No Público, o economista Ricardo Paes Mamede perguntava “quando vamos assumir que o turismo se tornou um problema?” Não é já a questão do diagnóstico que está feito: pressão sobre habitação, recursos públicos, salários miseráveis e exploração laboral apesar dos números positivos para apresentação de estatísticas imediatas em powerpoints para incautos. São também os “efeitos nefastos a nível estrutural”. O turismo estimula “a actividade económica e o emprego no curto prazo” mas “não tem o mesmo potencial de desenvolvimento tecnológico e de aumento da produtividade que o sector industrial. Ao favorecer a desindustrialização das economias locais, a sobre-especialização no turismo põe assim em causa o desenvolvimento da economia a prazo”.
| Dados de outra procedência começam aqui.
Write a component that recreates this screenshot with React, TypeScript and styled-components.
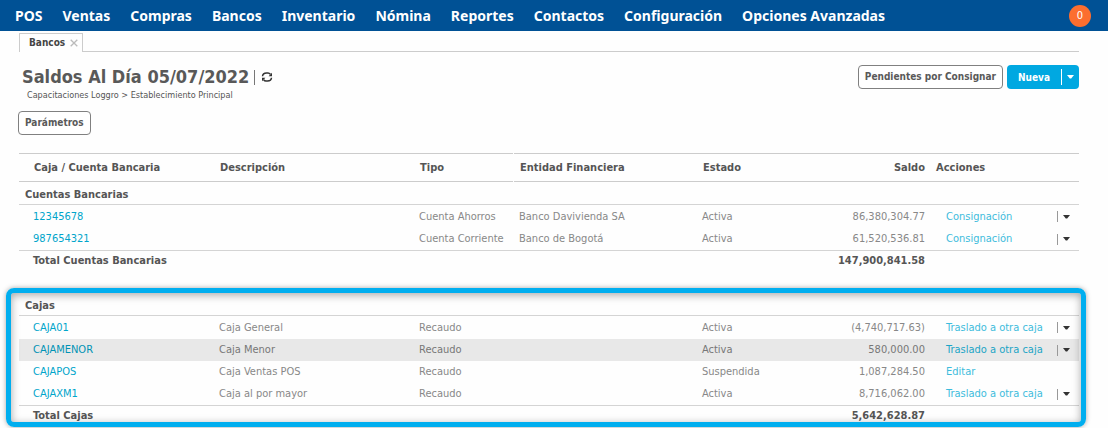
import React from "react";
import styled, { createGlobalStyle } from "styled-components";

const GlobalStyle = createGlobalStyle`
  * { box-sizing: border-box; }
  body {
    margin: 0;
    background: #fefefe;
    color: #555;
    font-family: "DejaVu Sans Condensed", "Noto Sans", sans-serif;
    font-size: 11px;
  }
  a { text-decoration: none; }
  button { font-family: inherit; cursor: pointer; }
`;

const TopBar = styled.header`
  display: flex;
  align-items: center;
  justify-content: space-between;
  height: 31px;
  padding: 0 17px 0 15px;
  background: #005195;
`;

const Menu = styled.nav`
  display: flex;
  gap: 20px;
`;

const MenuLink = styled.a`
  color: #fff;
  font: 700 14px/20px "Noto Sans", sans-serif;
  white-space: nowrap;
`;

const Counter = styled.button`
  width: 22px;
  height: 22px;
  padding: 0;
  border: 0;
  border-radius: 50%;
  background: #fc6e2f;
  color: #fff;
  font-size: 11px;
  line-height: 22px;
`;

const Page = styled.main`
  padding: 2px 29px 2px 19px;
`;

const TabStrip = styled.div`
  display: flex;
  height: 19px;
  border-bottom: 1px solid #ccc;
`;

const Tab = styled.div`
  display: flex;
  align-items: center;
  height: 19px;
  padding: 0 4px 0 9px;
  border: 1px solid #ccc;
  border-bottom: 0;
  background: #fefefe;
`;

const TabLink = styled.a`
  color: #444;
  font-size: 10px;
  font-weight: 700;
  line-height: 16px;
`;

const IconButton = styled.button`
  display: flex;
  padding: 0;
  border: 0;
  background: none;
  color: #333;
`;

const CloseButton = styled(IconButton)`
  margin-left: 5px;
  color: #bbb;
`;

const PageHeader = styled.div`
  display: flex;
  align-items: flex-start;
  justify-content: space-between;
  padding-top: 13px;
`;

const Heading = styled.div`
  padding-left: 3px;
`;

const TitleRow = styled.div`
  display: flex;
  align-items: center;
  height: 24px;
`;

const Title = styled.h1`
  margin: 0;
  color: #595959;
  font-size: 18px;
  line-height: 24px;
  white-space: nowrap;
`;

const Divider = styled.span<{ $tone?: string; $size?: number }>`
  width: 1px;
  height: ${(p) => p.$size ?? 11}px;
  background: ${(p) => p.$tone ?? "#999"};
`;

const TitleTools = styled.div`
  display: flex;
  align-items: center;
  gap: 6px;
  margin-left: 5px;
`;

const Breadcrumb = styled.div`
  padding-left: 5px;
  color: #555;
  font-size: 9px;
  line-height: 12px;
`;

const Actions = styled.div`
  display: flex;
  gap: 4px;
`;

const OutlineButton = styled.button`
  height: 24px;
  padding: 0 6px;
  border: 1px solid #808080;
  border-radius: 4px;
  background: #fff;
  color: #595959;
  font-size: 10px;
  font-weight: 700;
  line-height: 20px;
  white-space: nowrap;
`;

const SplitButton = styled.div`
  display: flex;
  align-items: center;
  height: 24px;
  border-radius: 4px;
  background: #00a8e1;
`;

const SplitMain = styled.button`
  width: 54px;
  height: 24px;
  padding: 0;
  border: 0;
  background: none;
  color: #fff;
  font-size: 10px;
  font-weight: 700;
`;

const SplitCaret = styled(IconButton)`
  padding: 8px 5px;
  color: #fff;
`;

const Filters = styled.div`
  display: flex;
  margin: 10px 0 18px -1px;
`;

const Table = styled.table`
  width: 100%;
  table-layout: fixed;
  border-collapse: separate;
  border-spacing: 0;
`;

const HeadCell = styled.th<{ $right?: boolean; $pad?: number }>`
  height: 29px;
  padding: 0 0 0 ${(p) => p.$pad ?? 15}px;
  border: solid #ccc;
  border-width: 1px 0;
  color: #555;
  font-size: 11px;
  line-height: 16px;
  text-align: ${(p) => (p.$right ? "right" : "left")};
  white-space: nowrap;
`;

const GapCell = styled.th`
  padding: 0;
`;

const GroupCell = styled.th`
  height: 23px;
  padding: 3px 0 0 6px;
  border-bottom: 1px solid #d4d4d4;
  color: #555;
  line-height: 16px;
  text-align: left;
`;

const Row = styled.tr<{ $active?: boolean }>`
  height: 22px;
  background: ${(p) => (p.$active ? "#e8e8e8" : "transparent")};
  color: ${(p) => (p.$active ? "#777" : "#888")};
  &:first-child { height: 23px; }
`;

const Cell = styled.td<{ $right?: boolean; $tight?: boolean }>`
  padding: 0 0 0 ${(p) => (p.$tight ? 5 : 14)}px;
  line-height: 16px;
  text-align: ${(p) => (p.$right ? "right" : "left")};
  white-space: nowrap;
`;

const TotalCell = styled.td<{ $right?: boolean }>`
  height: 21px;
  padding: 0 0 0 ${(p) => (p.$right ? 0 : 14)}px;
  border-top: 1px solid #d4d4d4;
  color: #555;
  font-weight: 700;
  line-height: 16px;
  text-align: ${(p) => (p.$right ? "right" : "left")};
`;

const AccountLink = styled.a<{ $active?: boolean }>`
  color: ${(p) => (p.$active ? "#0093b5" : "#00a5cb")};
`;

const RowActions = styled.div`
  display: flex;
  align-items: center;
  justify-content: space-between;
  padding: 0 9px 0 7px;
`;

const ActionLink = styled.a<{ $active?: boolean }>`
  color: ${(p) => (p.$active ? "#1ba5c6" : "#3dbcdc")};
`;

const MenuTools = styled.div`
  display: flex;
  align-items: center;
  gap: 5px;
`;

const CashSection = styled.section`
  position: relative;
  margin-top: 22px;
`;

const Highlight = styled.div`
  position: absolute;
  inset: -5px -7px -1px -13px;
  border: 5px solid #00aeef;
  border-radius: 8px;
  box-shadow: 0 0 5px rgba(0, 0, 0, 0.35), inset 0 2px 9px rgba(0, 0, 0, 0.35);
  pointer-events: none;
`;

const Caret = () => (
  <svg width="7" height="4" viewBox="0 0 7 4" aria-hidden="true">
    <path d="M0 0h7L4.2 3.6H2.8z" fill="currentColor" />
  </svg>
);

const CloseIcon = () => (
  <svg width="8" height="8" viewBox="0 0 8 8" aria-hidden="true">
    <path d="M.7.7l6.600 6.600M7.300.7L.7 7.300" stroke="currentColor" strokeWidth="1.3" />
  </svg>
);

const RefreshIcon = () => (
  <svg width="12" height="12" viewBox="0 0 12 12" aria-hidden="true">
    <g fill="none" stroke="currentColor" strokeWidth="1.5">
      <path d="M1.500 5.200C1.700 3 3.300 2 5.500 2H7c1 0 1.800.5 2.400 1.300" />
      <path d="M10.500 6.800C10.300 9 8.700 10 6.500 10H5c-1 0-1.800-.5-2.400-1.300" />
    </g>
    <path d="M11 1.800v3.400H7.600zM1 10.200V6.800h3.400z" fill="currentColor" />
  </svg>
);

const menu = ["POS", "Ventas", "Compras", "Bancos", "Inventario", "Nómina", "Reportes", "Contactos", "Configuración", "Opciones Avanzadas"];

type Account = {
  name: string;
  description?: string;
  type: string;
  bank?: string;
  state: string;
  balance: string;
  action: string;
  menu?: boolean;
  active?: boolean;
};

const banks: Account[] = [
  { name: "12345678", type: "Cuenta Ahorros", bank: "Banco Davivienda SA", state: "Activa", balance: "86,380,304.77", action: "Consignación", menu: true },
  { name: "987654321", type: "Cuenta Corriente", bank: "Banco de Bogotá", state: "Activa", balance: "61,520,536.81", action: "Consignación", menu: true },
];

const cashBoxes: Account[] = [
  { name: "CAJA01", description: "Caja General", type: "Recaudo", state: "Activa", balance: "(4,740,717.63)", action: "Traslado a otra caja", menu: true },
  { name: "CAJAMENOR", description: "Caja Menor", type: "Recaudo", state: "Activa", balance: "580,000.00", action: "Traslado a otra caja", menu: true, active: true },
  { name: "CAJAPOS", description: "Caja Ventas POS", type: "Recaudo", state: "Suspendida", balance: "1,087,284.50", action: "Editar" },
  { name: "CAJAXM1", description: "Caja al por mayor", type: "Recaudo", state: "Activa", balance: "8,716,062.00", action: "Traslado a otra caja", menu: true },
];

const Col = styled.col<{ $width?: number }>`
  width: ${(p) => (p.$width ? `${p.$width}px` : "auto")};
`;

const Columns = () => (
  <colgroup>
    <Col $width={186} />
    <Col $width={200} />
    <Col $width={108} />
    <Col $width={1} />
    <Col />
    <Col $width={110} />
    <Col $width={127} />
    <Col $width={154} />
  </colgroup>
);

function Group({ title, rows, totalLabel, total }: { title: string; rows: Account[]; totalLabel: string; total: string }) {
  return (
    <>
      <tbody>
        <tr>
          <GroupCell colSpan={8} scope="colgroup">{title}</GroupCell>
        </tr>
      </tbody>
      <tbody>
        {rows.map((r) => (
          <Row key={r.name} $active={r.active}>
            <Cell><AccountLink href="#" $active={r.active}>{r.name}</AccountLink></Cell>
            <Cell>{r.description}</Cell>
            <Cell>{r.type}</Cell>
            <Cell />
            <Cell $tight>{r.bank}</Cell>
            <Cell>{r.state}</Cell>
            <Cell $right>{r.balance}</Cell>
            <Cell>
              <RowActions>
                <ActionLink href="#" $active={r.active}>{r.action}</ActionLink>
                {r.menu && (
                  <MenuTools>
                    <Divider />
                    <IconButton aria-label={`Más acciones de ${r.name}`}><Caret /></IconButton>
                  </MenuTools>
                )}
              </RowActions>
            </Cell>
          </Row>
        ))}
      </tbody>
      <tfoot>
        <tr>
          <TotalCell colSpan={6}>{totalLabel}</TotalCell>
          <TotalCell $right>{total}</TotalCell>
          <TotalCell />
        </tr>
      </tfoot>
    </>
  );
}

export default function App() {
  return (
    <>
      <GlobalStyle />
      <TopBar>
        <Menu>
          {menu.map((item) => <MenuLink key={item} href="#">{item}</MenuLink>)}
        </Menu>
        <Counter>0</Counter>
      </TopBar>
      <Page>
        <TabStrip>
          <Tab>
            <TabLink href="#">Bancos</TabLink>
            <CloseButton aria-label="Cerrar"><CloseIcon /></CloseButton>
          </Tab>
        </TabStrip>
        <PageHeader>
          <Heading>
            <TitleRow>
              <Title>Saldos Al Día 05/07/2022</Title>
              <TitleTools>
                <Divider $size={15} $tone="#777" />
                <IconButton aria-label="Actualizar"><RefreshIcon /></IconButton>
              </TitleTools>
            </TitleRow>
            <Breadcrumb>Capacitaciones Loggro &gt; Establecimiento Principal</Breadcrumb>
          </Heading>
          <Actions>
            <OutlineButton>Pendientes por Consignar</OutlineButton>
            <SplitButton>
              <SplitMain>Nueva</SplitMain>
              <Divider $size={16} $tone="#fff" />
              <SplitCaret aria-label="Más opciones"><Caret /></SplitCaret>
            </SplitButton>
          </Actions>
        </PageHeader>
        <Filters>
          <OutlineButton>Parámetros</OutlineButton>
        </Filters>
        <Table>
          <Columns />
          <thead>
            <tr>
              <HeadCell>Caja / Cuenta Bancaria</HeadCell>
              <HeadCell>Descripción</HeadCell>
              <HeadCell>Tipo</HeadCell>
              <GapCell />
              <HeadCell $pad={6}>Entidad Financiera</HeadCell>
              <HeadCell>Estado</HeadCell>
              <HeadCell $right>Saldo</HeadCell>
              <HeadCell $pad={11}>Acciones</HeadCell>
            </tr>
          </thead>
          <Group title="Cuentas Bancarias" rows={banks} totalLabel="Total Cuentas Bancarias" total="147,900,841.58" />
        </Table>
        <CashSection>
          <Table>
            <Columns />
            <Group title="Cajas" rows={cashBoxes} totalLabel="Total Cajas" total="5,642,628.87" />
          </Table>
          <Highlight />
        </CashSection>
      </Page>
    </>
  );
}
É por isso que as palavras do ex-embaixador britânico sobre o turismo poder “fazer de Portugal um sítio mais confortável e agradável para os próprios portugueses viverem” caem em saco roto: as transformações que Lisboa assistiu nos últimos 20 anos são de tal gravidade que ela não é já uma cidade “confortável e agradável” para “os lisboetas”. Só os CEO dos Portugal News é que vão poder nela viver.